-- SHORT TASK --
Locate the lines of the listing below that hold "components", then copy each of them.

Code that builds pages:
- - -

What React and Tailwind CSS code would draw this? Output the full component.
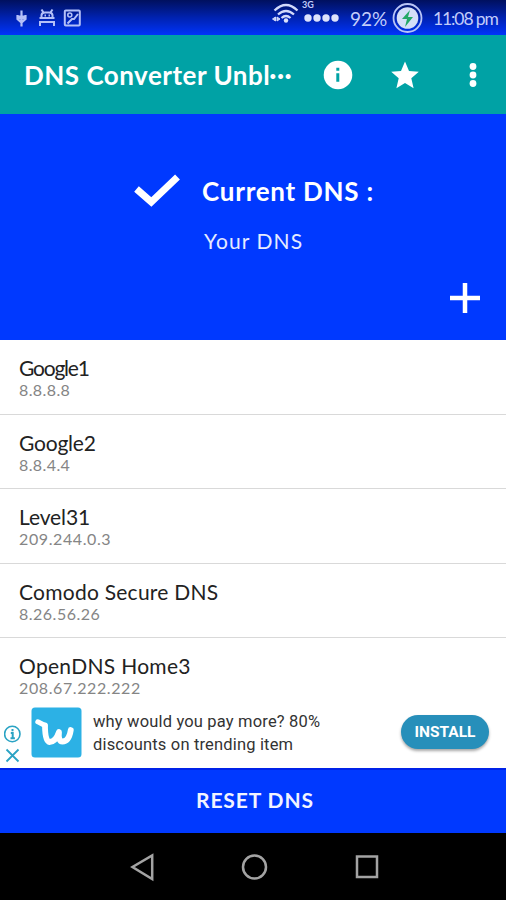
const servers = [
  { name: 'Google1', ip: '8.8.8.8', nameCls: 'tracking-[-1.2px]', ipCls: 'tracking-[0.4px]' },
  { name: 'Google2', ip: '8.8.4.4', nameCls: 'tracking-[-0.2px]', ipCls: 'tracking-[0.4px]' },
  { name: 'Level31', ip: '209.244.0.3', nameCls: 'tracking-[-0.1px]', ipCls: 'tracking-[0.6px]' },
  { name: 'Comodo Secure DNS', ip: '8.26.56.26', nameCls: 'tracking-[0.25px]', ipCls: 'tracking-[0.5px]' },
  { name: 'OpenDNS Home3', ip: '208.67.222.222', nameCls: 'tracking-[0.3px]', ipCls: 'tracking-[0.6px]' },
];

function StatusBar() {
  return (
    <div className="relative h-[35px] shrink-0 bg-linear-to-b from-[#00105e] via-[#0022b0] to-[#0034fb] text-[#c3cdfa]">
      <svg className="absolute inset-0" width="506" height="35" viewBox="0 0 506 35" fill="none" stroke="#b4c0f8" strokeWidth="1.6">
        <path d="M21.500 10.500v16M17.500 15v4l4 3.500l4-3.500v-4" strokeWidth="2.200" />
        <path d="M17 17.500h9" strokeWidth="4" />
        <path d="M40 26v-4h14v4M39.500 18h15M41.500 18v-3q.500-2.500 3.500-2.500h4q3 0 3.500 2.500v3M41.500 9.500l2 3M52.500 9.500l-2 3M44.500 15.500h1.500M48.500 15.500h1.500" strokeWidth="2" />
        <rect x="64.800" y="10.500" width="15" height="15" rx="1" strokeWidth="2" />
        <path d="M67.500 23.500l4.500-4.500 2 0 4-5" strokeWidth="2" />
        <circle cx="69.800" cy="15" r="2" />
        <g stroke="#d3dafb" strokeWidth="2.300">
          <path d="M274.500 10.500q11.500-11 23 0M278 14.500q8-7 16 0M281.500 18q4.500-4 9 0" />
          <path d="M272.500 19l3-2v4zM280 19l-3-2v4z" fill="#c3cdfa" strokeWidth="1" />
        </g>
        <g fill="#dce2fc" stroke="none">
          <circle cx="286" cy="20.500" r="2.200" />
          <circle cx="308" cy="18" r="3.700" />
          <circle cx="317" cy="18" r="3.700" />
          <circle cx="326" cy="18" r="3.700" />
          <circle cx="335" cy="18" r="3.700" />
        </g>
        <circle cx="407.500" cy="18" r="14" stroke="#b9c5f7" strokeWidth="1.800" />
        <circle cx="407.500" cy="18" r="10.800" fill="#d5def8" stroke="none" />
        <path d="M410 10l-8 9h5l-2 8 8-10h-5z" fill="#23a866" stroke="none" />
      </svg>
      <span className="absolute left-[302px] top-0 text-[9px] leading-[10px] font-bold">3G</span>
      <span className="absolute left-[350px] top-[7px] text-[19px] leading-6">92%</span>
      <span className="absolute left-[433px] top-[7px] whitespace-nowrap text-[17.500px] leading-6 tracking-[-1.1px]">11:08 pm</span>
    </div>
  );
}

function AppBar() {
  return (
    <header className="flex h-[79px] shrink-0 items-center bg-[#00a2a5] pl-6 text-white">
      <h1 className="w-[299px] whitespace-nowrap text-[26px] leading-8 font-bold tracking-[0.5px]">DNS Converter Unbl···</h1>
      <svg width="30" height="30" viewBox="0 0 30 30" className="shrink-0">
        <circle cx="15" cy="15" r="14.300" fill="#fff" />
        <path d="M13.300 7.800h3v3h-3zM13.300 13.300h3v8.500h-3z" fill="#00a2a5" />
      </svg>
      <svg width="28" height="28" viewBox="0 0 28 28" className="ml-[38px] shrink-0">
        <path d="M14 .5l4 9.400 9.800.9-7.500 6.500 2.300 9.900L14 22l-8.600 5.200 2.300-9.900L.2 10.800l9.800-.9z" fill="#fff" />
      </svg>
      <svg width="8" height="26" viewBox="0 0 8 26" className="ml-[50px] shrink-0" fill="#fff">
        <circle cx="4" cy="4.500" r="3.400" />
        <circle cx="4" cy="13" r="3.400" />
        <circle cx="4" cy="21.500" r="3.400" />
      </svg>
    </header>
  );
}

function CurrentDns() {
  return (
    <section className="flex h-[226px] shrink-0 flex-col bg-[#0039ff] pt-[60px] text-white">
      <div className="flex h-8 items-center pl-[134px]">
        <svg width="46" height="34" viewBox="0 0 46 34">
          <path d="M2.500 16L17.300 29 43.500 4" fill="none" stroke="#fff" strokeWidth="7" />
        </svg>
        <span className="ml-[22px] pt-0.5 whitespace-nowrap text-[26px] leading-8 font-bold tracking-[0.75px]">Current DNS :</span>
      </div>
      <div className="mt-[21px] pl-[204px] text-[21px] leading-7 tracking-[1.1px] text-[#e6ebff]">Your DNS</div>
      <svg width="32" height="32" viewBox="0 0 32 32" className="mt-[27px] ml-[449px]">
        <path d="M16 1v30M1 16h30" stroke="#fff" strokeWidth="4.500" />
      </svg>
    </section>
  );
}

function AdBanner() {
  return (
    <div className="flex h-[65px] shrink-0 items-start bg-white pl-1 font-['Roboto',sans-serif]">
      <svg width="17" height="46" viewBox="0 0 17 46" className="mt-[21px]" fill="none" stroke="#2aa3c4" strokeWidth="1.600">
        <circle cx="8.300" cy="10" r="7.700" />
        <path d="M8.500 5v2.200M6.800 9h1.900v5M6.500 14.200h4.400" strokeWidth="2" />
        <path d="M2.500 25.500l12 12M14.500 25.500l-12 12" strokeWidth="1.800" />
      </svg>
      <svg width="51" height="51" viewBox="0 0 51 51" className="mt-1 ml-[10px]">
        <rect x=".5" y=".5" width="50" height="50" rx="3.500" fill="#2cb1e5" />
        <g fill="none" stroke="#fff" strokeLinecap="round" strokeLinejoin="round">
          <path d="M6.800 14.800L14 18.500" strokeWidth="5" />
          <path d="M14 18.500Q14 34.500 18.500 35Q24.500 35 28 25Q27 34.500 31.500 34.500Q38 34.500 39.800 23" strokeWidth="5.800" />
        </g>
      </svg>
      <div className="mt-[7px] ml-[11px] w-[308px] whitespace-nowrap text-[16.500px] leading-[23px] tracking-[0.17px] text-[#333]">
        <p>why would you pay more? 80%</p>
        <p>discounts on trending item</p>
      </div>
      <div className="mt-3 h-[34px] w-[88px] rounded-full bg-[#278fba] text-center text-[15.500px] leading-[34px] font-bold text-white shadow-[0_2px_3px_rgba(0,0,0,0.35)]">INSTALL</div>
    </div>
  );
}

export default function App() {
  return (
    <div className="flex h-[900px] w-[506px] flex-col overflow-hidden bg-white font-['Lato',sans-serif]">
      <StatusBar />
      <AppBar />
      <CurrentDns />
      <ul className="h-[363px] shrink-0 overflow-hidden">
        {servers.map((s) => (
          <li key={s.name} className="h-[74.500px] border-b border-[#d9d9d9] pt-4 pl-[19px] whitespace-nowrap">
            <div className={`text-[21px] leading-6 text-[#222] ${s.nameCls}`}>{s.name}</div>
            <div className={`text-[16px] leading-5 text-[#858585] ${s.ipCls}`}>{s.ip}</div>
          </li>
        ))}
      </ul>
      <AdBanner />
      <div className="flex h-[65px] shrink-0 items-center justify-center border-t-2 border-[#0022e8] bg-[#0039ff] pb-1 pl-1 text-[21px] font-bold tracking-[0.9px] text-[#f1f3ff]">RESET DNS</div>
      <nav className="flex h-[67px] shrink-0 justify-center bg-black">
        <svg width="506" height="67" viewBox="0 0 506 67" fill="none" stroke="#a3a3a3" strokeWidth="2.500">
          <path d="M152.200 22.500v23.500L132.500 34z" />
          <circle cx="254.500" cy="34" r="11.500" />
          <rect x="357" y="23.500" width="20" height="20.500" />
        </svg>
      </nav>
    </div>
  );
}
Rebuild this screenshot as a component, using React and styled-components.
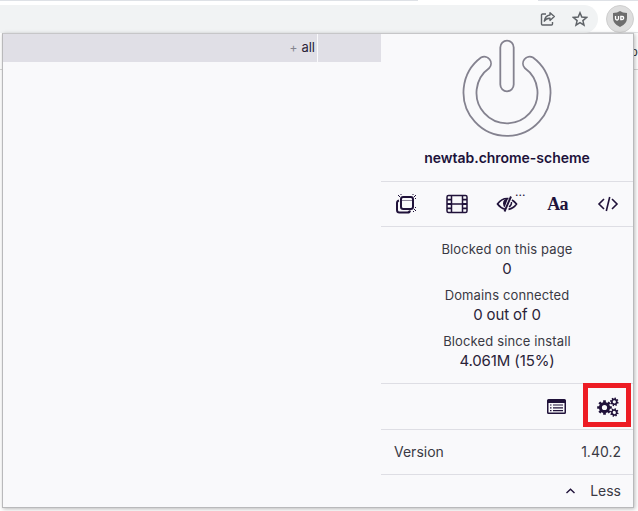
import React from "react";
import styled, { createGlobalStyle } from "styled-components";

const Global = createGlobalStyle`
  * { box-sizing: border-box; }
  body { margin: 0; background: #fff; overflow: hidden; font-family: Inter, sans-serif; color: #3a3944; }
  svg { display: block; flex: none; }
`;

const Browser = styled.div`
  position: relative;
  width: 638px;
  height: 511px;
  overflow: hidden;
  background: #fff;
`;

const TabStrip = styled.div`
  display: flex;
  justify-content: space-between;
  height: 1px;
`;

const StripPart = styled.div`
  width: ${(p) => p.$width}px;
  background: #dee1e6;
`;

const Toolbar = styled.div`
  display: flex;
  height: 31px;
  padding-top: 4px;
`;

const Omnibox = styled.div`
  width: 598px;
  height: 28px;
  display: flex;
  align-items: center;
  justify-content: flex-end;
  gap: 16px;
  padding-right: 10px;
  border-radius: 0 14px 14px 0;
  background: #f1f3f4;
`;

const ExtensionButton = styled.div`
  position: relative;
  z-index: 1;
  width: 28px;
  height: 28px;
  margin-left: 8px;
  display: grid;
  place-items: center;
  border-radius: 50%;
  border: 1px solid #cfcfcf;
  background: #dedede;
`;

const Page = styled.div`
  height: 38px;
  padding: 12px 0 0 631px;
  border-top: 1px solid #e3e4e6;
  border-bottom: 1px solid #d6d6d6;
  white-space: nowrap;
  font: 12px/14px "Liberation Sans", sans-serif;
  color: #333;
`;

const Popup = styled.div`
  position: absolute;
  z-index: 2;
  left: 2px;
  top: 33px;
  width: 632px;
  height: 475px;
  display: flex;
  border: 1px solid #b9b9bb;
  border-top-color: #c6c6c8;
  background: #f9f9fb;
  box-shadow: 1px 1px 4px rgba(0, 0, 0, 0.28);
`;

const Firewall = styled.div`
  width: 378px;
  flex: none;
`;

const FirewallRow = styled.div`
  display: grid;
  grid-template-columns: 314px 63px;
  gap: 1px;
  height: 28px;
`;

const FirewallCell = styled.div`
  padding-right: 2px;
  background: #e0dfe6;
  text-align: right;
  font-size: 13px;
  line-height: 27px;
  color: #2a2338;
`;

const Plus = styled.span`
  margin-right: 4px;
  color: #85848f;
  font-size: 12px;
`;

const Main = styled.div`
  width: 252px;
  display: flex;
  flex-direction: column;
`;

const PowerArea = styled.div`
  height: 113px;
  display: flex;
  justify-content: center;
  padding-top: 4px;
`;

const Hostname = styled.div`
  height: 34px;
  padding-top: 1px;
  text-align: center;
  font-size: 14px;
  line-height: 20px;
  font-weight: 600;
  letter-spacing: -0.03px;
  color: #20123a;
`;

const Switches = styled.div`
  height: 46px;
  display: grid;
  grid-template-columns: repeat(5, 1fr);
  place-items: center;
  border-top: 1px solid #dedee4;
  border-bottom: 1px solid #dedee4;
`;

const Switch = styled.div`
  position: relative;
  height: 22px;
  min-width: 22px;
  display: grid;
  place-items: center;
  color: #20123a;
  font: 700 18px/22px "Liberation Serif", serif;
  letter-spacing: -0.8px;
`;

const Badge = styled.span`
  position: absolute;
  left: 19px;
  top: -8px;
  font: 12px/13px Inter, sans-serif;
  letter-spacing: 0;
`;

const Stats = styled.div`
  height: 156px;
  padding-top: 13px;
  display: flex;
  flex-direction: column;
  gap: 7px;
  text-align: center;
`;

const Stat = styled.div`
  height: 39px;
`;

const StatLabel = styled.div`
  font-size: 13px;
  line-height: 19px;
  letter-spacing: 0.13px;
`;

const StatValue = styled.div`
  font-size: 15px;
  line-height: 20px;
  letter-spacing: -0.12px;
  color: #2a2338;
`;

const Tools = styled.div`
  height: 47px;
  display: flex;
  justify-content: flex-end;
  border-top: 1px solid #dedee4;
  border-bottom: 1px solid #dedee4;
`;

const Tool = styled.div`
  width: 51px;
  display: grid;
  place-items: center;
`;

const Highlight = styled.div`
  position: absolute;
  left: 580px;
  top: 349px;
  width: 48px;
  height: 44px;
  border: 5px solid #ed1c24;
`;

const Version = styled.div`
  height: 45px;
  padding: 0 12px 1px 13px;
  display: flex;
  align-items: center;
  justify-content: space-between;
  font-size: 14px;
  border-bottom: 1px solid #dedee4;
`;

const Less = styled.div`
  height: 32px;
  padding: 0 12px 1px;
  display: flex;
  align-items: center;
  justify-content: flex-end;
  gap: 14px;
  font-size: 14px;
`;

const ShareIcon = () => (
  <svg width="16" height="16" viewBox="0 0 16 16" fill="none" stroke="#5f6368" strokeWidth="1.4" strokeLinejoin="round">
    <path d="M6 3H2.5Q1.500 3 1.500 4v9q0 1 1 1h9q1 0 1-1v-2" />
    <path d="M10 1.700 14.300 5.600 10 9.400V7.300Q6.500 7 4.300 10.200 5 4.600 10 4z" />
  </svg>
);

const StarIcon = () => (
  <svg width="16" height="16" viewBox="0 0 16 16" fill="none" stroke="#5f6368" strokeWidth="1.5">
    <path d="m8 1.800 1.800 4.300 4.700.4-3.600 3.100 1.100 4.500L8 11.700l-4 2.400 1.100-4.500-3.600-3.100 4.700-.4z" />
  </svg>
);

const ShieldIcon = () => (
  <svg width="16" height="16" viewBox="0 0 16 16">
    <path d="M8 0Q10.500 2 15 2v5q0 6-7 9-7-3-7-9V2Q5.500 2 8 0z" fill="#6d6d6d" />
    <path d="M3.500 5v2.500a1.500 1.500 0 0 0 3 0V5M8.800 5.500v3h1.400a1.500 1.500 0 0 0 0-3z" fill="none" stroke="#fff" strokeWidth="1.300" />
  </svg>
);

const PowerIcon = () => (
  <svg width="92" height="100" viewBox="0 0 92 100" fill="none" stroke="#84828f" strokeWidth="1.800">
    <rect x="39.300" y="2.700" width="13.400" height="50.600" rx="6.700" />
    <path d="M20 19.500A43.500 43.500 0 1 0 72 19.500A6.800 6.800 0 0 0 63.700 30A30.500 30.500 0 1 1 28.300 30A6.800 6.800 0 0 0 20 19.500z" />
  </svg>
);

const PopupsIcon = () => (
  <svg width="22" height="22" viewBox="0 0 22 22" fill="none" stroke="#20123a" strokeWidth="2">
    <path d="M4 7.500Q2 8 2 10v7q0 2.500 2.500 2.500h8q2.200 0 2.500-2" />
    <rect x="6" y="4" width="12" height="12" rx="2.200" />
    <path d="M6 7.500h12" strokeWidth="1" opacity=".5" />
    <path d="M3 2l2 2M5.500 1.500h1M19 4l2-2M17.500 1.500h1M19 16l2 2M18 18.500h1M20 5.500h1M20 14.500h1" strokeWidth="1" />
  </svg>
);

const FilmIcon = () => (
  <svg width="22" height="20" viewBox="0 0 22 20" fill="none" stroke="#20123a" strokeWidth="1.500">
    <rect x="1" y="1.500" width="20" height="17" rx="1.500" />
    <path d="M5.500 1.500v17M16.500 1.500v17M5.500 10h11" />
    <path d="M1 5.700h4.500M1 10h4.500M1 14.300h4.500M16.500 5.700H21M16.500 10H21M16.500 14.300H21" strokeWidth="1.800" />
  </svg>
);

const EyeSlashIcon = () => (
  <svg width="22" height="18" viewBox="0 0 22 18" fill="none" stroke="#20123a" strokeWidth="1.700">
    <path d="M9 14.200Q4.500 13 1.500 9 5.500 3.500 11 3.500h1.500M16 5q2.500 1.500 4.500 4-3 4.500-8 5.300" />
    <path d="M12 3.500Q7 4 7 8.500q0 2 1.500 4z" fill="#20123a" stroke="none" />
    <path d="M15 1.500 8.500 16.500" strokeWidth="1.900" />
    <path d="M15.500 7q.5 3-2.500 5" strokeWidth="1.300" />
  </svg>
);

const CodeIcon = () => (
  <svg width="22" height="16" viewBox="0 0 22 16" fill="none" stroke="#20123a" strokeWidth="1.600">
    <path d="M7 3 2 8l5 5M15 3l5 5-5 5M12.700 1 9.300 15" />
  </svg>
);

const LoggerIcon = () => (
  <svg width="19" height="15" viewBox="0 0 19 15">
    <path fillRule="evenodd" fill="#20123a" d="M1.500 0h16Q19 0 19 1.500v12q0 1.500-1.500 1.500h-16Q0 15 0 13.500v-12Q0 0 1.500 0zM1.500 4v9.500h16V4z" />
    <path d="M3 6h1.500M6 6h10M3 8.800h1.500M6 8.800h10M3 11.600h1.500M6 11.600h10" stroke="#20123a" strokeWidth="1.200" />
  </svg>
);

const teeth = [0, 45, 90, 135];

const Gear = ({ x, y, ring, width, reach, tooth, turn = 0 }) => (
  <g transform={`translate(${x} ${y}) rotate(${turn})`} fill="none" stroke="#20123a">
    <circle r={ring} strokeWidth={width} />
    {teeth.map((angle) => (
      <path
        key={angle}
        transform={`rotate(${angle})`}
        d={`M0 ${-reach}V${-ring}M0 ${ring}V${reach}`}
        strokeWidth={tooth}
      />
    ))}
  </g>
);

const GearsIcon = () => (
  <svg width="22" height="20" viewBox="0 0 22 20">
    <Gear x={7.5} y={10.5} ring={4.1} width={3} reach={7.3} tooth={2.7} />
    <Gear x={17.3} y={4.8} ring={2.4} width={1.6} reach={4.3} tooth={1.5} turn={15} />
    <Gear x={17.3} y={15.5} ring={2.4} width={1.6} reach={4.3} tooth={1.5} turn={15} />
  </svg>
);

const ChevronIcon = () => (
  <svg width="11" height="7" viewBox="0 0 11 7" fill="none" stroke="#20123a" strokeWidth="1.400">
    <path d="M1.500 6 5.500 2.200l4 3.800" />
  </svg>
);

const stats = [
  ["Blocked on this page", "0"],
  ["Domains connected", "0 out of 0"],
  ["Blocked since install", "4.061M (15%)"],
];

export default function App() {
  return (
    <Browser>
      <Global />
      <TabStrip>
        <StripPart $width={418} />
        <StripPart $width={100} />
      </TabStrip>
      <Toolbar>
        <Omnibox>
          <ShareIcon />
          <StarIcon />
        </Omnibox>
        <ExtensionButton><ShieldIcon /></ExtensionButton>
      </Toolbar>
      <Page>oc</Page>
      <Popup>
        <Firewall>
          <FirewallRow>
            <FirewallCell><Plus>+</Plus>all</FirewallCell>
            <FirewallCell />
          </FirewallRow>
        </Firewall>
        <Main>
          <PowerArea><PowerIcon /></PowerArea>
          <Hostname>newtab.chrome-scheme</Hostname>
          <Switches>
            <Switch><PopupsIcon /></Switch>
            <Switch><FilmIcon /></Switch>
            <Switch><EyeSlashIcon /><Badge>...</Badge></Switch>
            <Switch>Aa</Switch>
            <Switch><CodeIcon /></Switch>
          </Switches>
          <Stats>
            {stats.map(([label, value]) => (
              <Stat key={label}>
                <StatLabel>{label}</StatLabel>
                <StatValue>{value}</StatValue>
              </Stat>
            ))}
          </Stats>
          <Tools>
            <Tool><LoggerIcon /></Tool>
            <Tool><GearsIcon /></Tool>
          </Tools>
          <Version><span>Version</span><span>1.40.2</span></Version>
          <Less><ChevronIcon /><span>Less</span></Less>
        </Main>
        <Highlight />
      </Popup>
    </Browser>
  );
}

- - -

-- RESPONSE TO THIS TASK --
Rebuild this screenshot as a component, using React and styled-components.
import styled, { createGlobalStyle } from "styled-components";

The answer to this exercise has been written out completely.